With Vibe Coding embedded in the workflow, the same scope can often be delivered by a team of four in three to four months, with a clickable prototype validated at the end of week two. The risk profile changes fundamentally. You discover misaligned requirements while the cost of correction is still low.

Beyond the project level, there is a compounding organizational effect. Teams that build in this mode develop a library of patterns, prompts, and validated AI workflows over time. Each project gets faster than the last. For organizations running large portfolios of digital initiatives, this compounds into significant total savings across a fiscal year.

The GTEMAS Approach

At GTEMAS, we recognized early that the future of engineering combines elite global talent with advanced AI capabilities. We do not view Vibe Coding as a way to replace developers.
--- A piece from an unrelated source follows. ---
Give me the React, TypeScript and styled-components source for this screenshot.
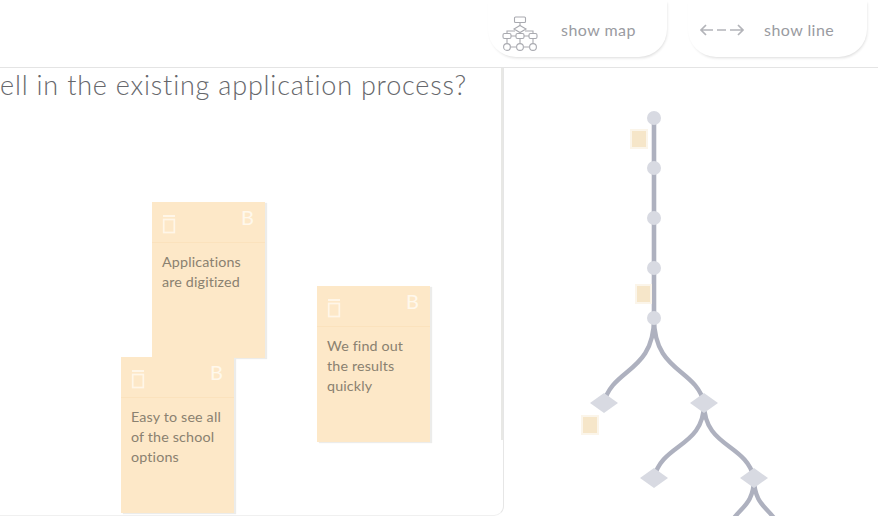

We view it as the engine that gives our engineers leverage to build faster, smarter, and with higher quality than a purely manual workflow would allow.

Our intent-driven delivery framework ensures that client budgets are spent on solving hard business problems, not on writing repetitive boilerplate. Every AI-generated output passes through the same review process as hand-written code: architectural review, security analysis, and explicit sign-off by a senior engineer.

GTEMAS enterprise engineering deployment environment

The transition to intent-driven development is not a future possibility. It is happening now, and the gap between organizations that have adapted and those that have not is already measurable. If you want to understand what this model would look like for your delivery organization, we would welcome the conversation.

The Choice Ahead

Organizations that embrace intent-driven workflows will find themselves operating with a delivery engine capable of velocity that was not achievable three years ago. Those that continue to build software line-by-line, without AI integration, will find it increasingly difficult to compete on timeline, cost, or responsiveness to change.

The technology handles the syntax. The intent is up to you.